We don’t often associate forgiveness with aging, but forgiveness is an essential component of end-of-life resolution, care, and decision making. This is an especially important issue if you are part of the millions who count yourself a member of a dysfunctional family.
Defining dysfunction is not necessary, you know when you are living in the midst of it.
For the dysfunctional aging family, many issues aren’t easily resolved; The family has likely lived this way for generations. Generation after generation, family members typically remain at war with each other. The roots of dysfunction run deep and wide. One very important factor missing in the dysfunctional family is nurturance. Parental neglect and abuse are frequent in the history of the dysfunctional family…Mental illness, addictions, poor communication, and deep emotional damage are synonymous as well.
So you ask what does this have to do with aging? It has everything to do with the interactions and decisions family members need to make as they balance decision making, against emotional angst they feel for loved ones. Imagine a family member who was raised by unfit or abusive parent/s who is now asked to care for parents who did not care for them? This is where forgiveness plays a crucial role. Forgiveness opens the portal that paves the way for the ability to render nurturing care to an aging parent.
In the dysfunctional family, resolving hurt and healing emotional wounds is important for adult children who need to come to terms with the changing roles of the parent/child relationship. Un-forgiven hurts and wounds gouged in childhood, can hold adult children back from this developmental stage. These negative emotions will undoubtedly affect how midlife siblings work together to care for their aging parent and how they communicate during crisis.

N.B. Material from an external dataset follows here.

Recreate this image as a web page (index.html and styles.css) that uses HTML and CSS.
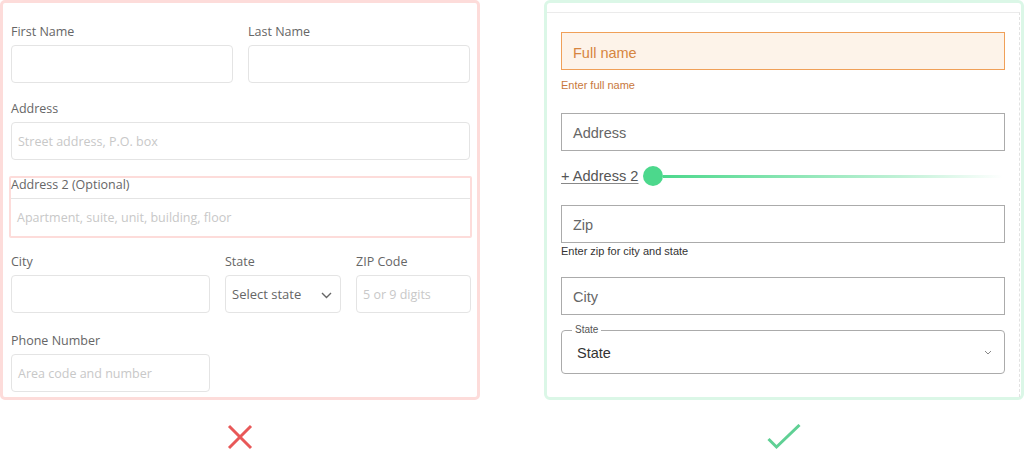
FILE: index.html
```html
<!DOCTYPE html>
<html>
<head>
<meta charset="utf-8">
<link rel="stylesheet" href="styles.css">
</head>
<body>
<div class="page">
  <div class="panels">
    <section class="panel bad">
      <div class="row two">
        <div class="field"><div class="lbl">First Name</div><div class="inp"></div></div>
        <div class="field"><div class="lbl">Last Name</div><div class="inp"></div></div>
      </div>
      <div class="row r2">
        <div class="field"><div class="lbl">Address</div><div class="inp ph">Street address, P.O. box</div></div>
      </div>
      <div class="row hl">
        <div class="field"><div class="lbl tight">Address 2 (Optional)</div><div class="inp ph">Apartment, suite, unit, building, floor</div></div>
      </div>
      <div class="row three">
        <div class="field"><div class="lbl">City</div><div class="inp"></div></div>
        <div class="field"><div class="lbl">State</div><div class="inp sel">Select state
          <svg class="chev" width="11" height="7" viewBox="0 0 11 7"><polyline points="1,1 5.5,5.5 10,1" fill="none" stroke="#666" stroke-width="1.4"/></svg></div></div>
        <div class="field"><div class="lbl">ZIP Code</div><div class="inp ph">5 or 9 digits</div></div>
      </div>
      <div class="row r5">
        <div class="field phone"><div class="lbl">Phone Number</div><div class="inp ph">Area code and number</div></div>
      </div>
    </section>
    <section class="panel good">
      <div class="inner">
        <div class="box err">Full name</div>
        <div class="help err-help">Enter full name</div>
        <div class="box addr">Address</div>
        <div class="add2row">
          <span class="add2">+ Address 2</span>
          <span class="dot"></span>
          <span class="trail"></span>
        </div>
        <div class="box zip">Zip</div>
        <div class="help zip-help">Enter zip for city and state</div>
        <div class="box city">City</div>
        <div class="selbox">
          <span class="legend">State</span>
          <span class="selval">State</span>
          <svg class="chev2" width="8" height="5" viewBox="0 0 8 5"><polyline points="1,1 4,4 7,1" fill="none" stroke="#888" stroke-width="1"/></svg>
        </div>
      </div>
    </section>
  </div>
  <div class="marks">
    <div class="mark">
      <svg width="26" height="26" viewBox="0 0 26 26"><line x1="2" y1="2" x2="24" y2="24" stroke="#e85858" stroke-width="3"/><line x1="24" y1="2" x2="2" y2="24" stroke="#e85858" stroke-width="3"/></svg>
    </div>
    <div class="mark">
      <svg width="34" height="26" viewBox="0 0 34 26"><polyline points="1.5,15 9.5,23 32.5,1" fill="none" stroke="#5fd094" stroke-width="3"/></svg>
    </div>
  </div>
</div>
</body>
</html>
```

FILE: styles.css
```css
html, body { margin: 0; padding: 0; background: #fff; }
.page { width: 1024px; height: 459px; overflow: hidden; }
.panels { display: flex; column-gap: 64px; }
.panel { box-sizing: border-box; width: 480px; height: 400px; }

/* bad panel */
.bad {
  border: 3px solid #fddcda;
  border-radius: 5px;
  padding: 21px 7px 0 8px;
  font-family: "Open Sans", "Liberation Sans", sans-serif;
}
.row.two { display: grid; grid-template-columns: 222px 222px; column-gap: 15px; }
.row.r2 { margin-top: 18px; }
.row.hl { margin: 16px -2px 0; border: 2px solid #fddcda; border-radius: 2px; }
.row.three { margin-top: 16px; display: grid; grid-template-columns: 199px 116px 115px; column-gap: 15px; }
.row.r5 { margin-top: 20px; }
.phone { width: 199px; }
.lbl { font-size: 12.5px; line-height: 16px; color: #666; margin-bottom: 5px; }
.lbl.tight { line-height: 14px; margin-bottom: 6px; }
.inp {
  box-sizing: border-box; height: 38px;
  border: 1px solid #e4e4e4; border-radius: 4px;
  display: flex; align-items: center; padding-left: 6px;
  font-size: 12.5px; color: #c8c8c8;
}
.hl .inp { border-radius: 0; border-left: 0; border-right: 0; border-bottom: 0; }
.inp.sel { color: #666; font-size: 13px; justify-content: space-between; padding-right: 8px; }
.chev { margin-top: 2px; }

/* good panel */
.good {
  border: 3px solid #dbf7e7;
  border-radius: 6px;
  font-family: "Liberation Sans", Arial, sans-serif;
}
.inner {
  box-sizing: border-box;
  height: 385px;
  margin: 9px 1px 0 0;
  border-top: 1px solid #ebebeb;
  border-right: 1px dashed #e2e2e2;
  padding: 19px 14px 0 14px;
}
.box {
  box-sizing: border-box; height: 38px;
  border: 1px solid #ababab;
  display: flex; align-items: center; padding: 2px 0 0 11px;
  font-size: 14.5px; color: #666;
}
.box.err { background: #fdf3e9; border-color: #f0a058; color: #d68540; padding-top: 3px; }
.help { font-size: 11px; line-height: 14px; }
.err-help { margin-top: 8px; color: #c8783c; }
.addr { margin-top: 21px; }
.add2row { margin-top: 15px; height: 20px; display: flex; align-items: center; }
.add2 { font-size: 14.6px; color: #555; text-decoration: underline; text-decoration-color: #888; text-underline-offset: 2px; }
.dot { width: 20px; height: 20px; border-radius: 50%; background: #4cd88c; margin-left: 5px; flex: none; }
.trail { height: 3px; width: 340px; background: linear-gradient(to right, #4cd88c, rgba(76,216,140,0.35) 70%, rgba(76,216,140,0)); }
.zip { margin-top: 19px; }
.zip-help { margin-top: 1px; color: #333; }
.city { margin-top: 19px; }
.selbox {
  position: relative;
  box-sizing: border-box; height: 44px; margin-top: 15px;
  border: 1px solid #ababab; border-radius: 4px;
  display: flex; align-items: center; justify-content: space-between;
  padding: 1px 12px 0 15px;
}
.legend {
  position: absolute; left: 10px; top: -7px;
  background: #fff; padding: 0 3px;
  font-size: 10px; line-height: 12px; color: #555;
}
.selval { font-size: 14.5px; color: #333; }

/* marks */
.marks { display: flex; column-gap: 64px; margin-top: 24px; }
.mark { width: 480px; display: flex; justify-content: center; }
.mark:last-child { justify-content: flex-start; padding-left: 223px; box-sizing: border-box; }
```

In my role as client advocate, I sometimes encounter the impact of dysfunctional family situations. This is not always immediately apparent, but as trust is built in the relationship, it becomes clear that I am dealing with a family with layered and dysfunctional issues. My recommendation is often to seek help from other professionals so we can approach the situation from a multidisciplinary perspective. These complicated and unpredictable situations complicate the care planning process. As a health care professional, we have to work through the emotions to get a clear picture of the needs of the patient . The challenge for the health care professional is to not only be prepared to work with the dysfunctional family, but to have a tool kit of resources to help the families embrace forgiveness as an option.

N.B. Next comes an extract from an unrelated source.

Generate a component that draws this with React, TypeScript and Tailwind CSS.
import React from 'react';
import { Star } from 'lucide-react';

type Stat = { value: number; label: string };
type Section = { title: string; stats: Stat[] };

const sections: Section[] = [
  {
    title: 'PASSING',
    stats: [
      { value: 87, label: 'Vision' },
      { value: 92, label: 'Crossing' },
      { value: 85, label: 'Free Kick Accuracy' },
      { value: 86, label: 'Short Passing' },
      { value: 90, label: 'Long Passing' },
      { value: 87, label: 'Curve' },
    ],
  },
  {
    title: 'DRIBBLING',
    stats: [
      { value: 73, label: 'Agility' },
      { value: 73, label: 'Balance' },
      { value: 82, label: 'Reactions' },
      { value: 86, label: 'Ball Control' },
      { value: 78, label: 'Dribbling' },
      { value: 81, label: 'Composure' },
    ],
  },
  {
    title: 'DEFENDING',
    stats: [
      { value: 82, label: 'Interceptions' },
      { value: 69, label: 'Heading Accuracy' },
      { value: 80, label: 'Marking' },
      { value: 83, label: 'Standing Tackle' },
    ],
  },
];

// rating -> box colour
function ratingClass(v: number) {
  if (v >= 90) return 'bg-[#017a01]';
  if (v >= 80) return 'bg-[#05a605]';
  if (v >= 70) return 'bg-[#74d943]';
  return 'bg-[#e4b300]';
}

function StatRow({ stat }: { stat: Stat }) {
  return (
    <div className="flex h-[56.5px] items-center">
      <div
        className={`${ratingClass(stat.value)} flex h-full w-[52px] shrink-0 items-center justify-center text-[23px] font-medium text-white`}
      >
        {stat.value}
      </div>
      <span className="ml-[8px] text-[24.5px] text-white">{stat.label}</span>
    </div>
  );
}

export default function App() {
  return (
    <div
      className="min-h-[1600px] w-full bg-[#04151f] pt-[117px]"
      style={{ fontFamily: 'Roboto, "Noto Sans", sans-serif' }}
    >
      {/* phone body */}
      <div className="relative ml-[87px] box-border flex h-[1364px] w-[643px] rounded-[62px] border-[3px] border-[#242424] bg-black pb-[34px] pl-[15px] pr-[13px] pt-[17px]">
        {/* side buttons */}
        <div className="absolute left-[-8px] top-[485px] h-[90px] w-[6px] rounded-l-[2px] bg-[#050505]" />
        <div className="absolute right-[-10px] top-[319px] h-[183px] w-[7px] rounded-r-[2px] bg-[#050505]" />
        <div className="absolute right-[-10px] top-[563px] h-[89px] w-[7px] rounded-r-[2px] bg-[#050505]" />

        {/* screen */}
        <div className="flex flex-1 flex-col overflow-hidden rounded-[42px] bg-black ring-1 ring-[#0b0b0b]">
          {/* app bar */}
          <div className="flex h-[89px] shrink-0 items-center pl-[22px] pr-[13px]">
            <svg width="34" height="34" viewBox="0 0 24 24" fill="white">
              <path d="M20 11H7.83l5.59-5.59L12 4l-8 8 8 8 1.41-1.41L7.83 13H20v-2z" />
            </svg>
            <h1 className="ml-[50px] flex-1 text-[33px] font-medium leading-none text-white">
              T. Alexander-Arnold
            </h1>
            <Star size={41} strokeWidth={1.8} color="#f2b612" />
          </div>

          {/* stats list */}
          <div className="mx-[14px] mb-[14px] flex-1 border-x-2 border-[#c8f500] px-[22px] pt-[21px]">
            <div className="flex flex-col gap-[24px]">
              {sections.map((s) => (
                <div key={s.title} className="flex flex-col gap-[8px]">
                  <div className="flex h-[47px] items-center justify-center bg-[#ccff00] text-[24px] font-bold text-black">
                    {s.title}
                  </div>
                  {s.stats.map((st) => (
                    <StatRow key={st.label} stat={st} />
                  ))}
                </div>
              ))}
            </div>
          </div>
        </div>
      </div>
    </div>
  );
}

Forgiveness is not easy, and depending on how deep the wound, professional help could be essential. Once recognized as a problem or a road block, caregivers should seek ways of healing in order to become a better caregiver. Change is one of the hardest things we face as human beings but forgiveness is the path to change. Forgiveness can bring siblings together. It can help adult children who were violated in the past to help flawed aging parents who need them. “Forgiveness is a time traveler that moves aging family members, frozen in the past, into the present”(Cress, 2009).